タイで反軍事政権を掲げる新党・新未来党のタナトーン党首が6日、4年前のデモに関連して警察に出頭を求められ、事情聴取を受けた。新未来党は3月24日にあった総選挙で第3党に躍進する見通しで、軍政側の「圧力」との見方が広がる。
タナトーン氏は2015年6月にあった反軍政デモで、参加者を逮捕から免れさせるために支援したなどとして、扇動容疑などで軍政に告発された。タナトーン氏はこの日の事情聴取で容疑を否認。

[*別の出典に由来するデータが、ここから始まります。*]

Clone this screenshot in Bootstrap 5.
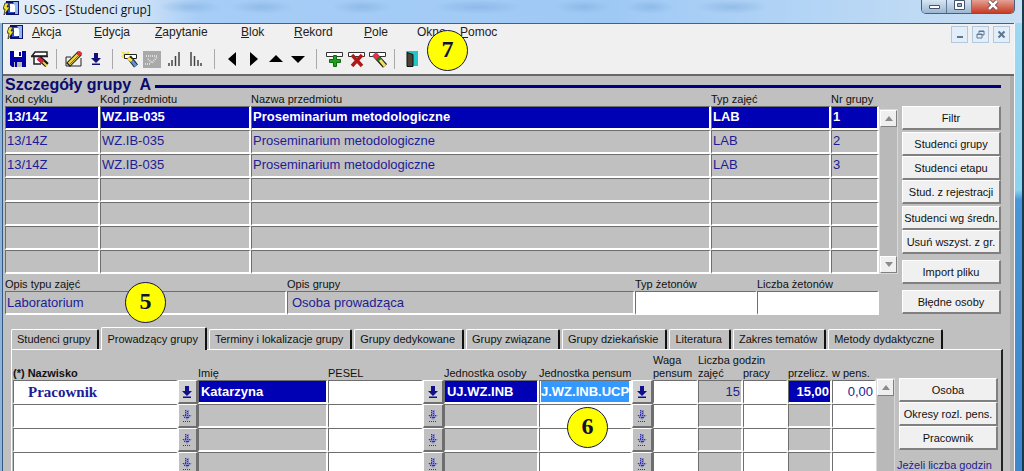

記者団に「(総選挙直後に事情聴取されたことが)なぜなのか、問われ続けなければならない」と述べ、政治的な圧力との見方を示した。
新未来党は、軍政下で制定された憲法の改正や格差是正などを掲げ、若者を中心に支持を集めた。総選挙の公式結果は未発表だが、第3党が確実視される。選挙後、第1党になる見通しのタクシン元首相派のタイ貢献党とともに、反軍政の連立政権を目指すと表明。軍政のプラユット暫定首相の続投を目指す親軍政派にとって「脅威になりかねない存在」(政界筋)だ。
「圧力」は今回の事情聴取だけではない。親軍政とみられる団体は「国の安全保障と王室を脅かす」として、新未来党の解党を選挙管理委員会に求めたほか、アピラット陸軍司令官も同党を念頭に「左翼思想を持ち込むな」と警告した。